9.1. The Annual General Meeting shall be held at a time and place most convenient to as many of the members as possible. Members will be notified thirty (30) days in advance of the meetings by mail in the form of a newsletter or special notice. The Annual General Meeting is to be held within the first three (3) months of the fiscal year.
9.2. A Special Meeting may be called on the instructions of any seven (7) members thereof, provided they request the President in writing to call such meeting, and state the business to be brought before the meeting. Members will be notified ten (10) days in advance by mail or three (3) days notice by telephone. The location will be as convenient for as many members as possible.
9.3. Members have the right to inspect the minutes from the past years meeting’s by request in writing to the President.
Bylaw 9.4 added - August 9, 2020
9.4 Meetings may be conducted via a videoconference platform such as Zoom, Skype, GoTo Meeting, ezTalks Meetings, StarLeaf, Cisco webex. Meetings excluded from the videoconference platform are the Annual General Meeting and any Special Meeting.
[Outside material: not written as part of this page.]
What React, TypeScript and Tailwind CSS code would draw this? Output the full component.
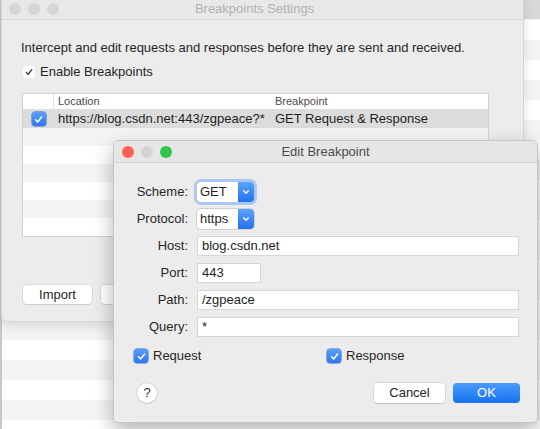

10.1. An Executive quorum shall be a minimum of four (4) members. The quorum at an Annual General or Special Meeting shall be seven (7) members present.
- FINANCIAL REPORTS
11.1. At each Annual General Meeting, the Treasurer shall present a financial report, which has been reviewed by two members in good standing of the Alberta Donkey & Mule Club, which will be appointed by the Board of Directors at the Semi Annual Meeting.
11.1.1. If any borrowing of funds is deemed necessary by the Board, it must be approved by two thirds (2/3) majority of the members present at the Annual General Meeting or Special Meeting. Notification of desire to borrow funds must be given to general membership thirty (30) days prior to meeting.
11.1.2. Members have the right to inspect the past year’s financial statements of the club upon request in writing to the President.
12.1. Changes to the Bylaws will be by special resolution by the members and shall require Notice of Motion and a three quarter (3/4) vote at the annual General Meeting.
12.2. The Secretary shall prepare the approved amended bylaws and send them to the corporate registry for approval.
13.1. In the event the club ceases activities, the Executive Board shall turn over assets of the club to a similar or kindred organization that is non-profit or charitable and dedicated to the well being of animals.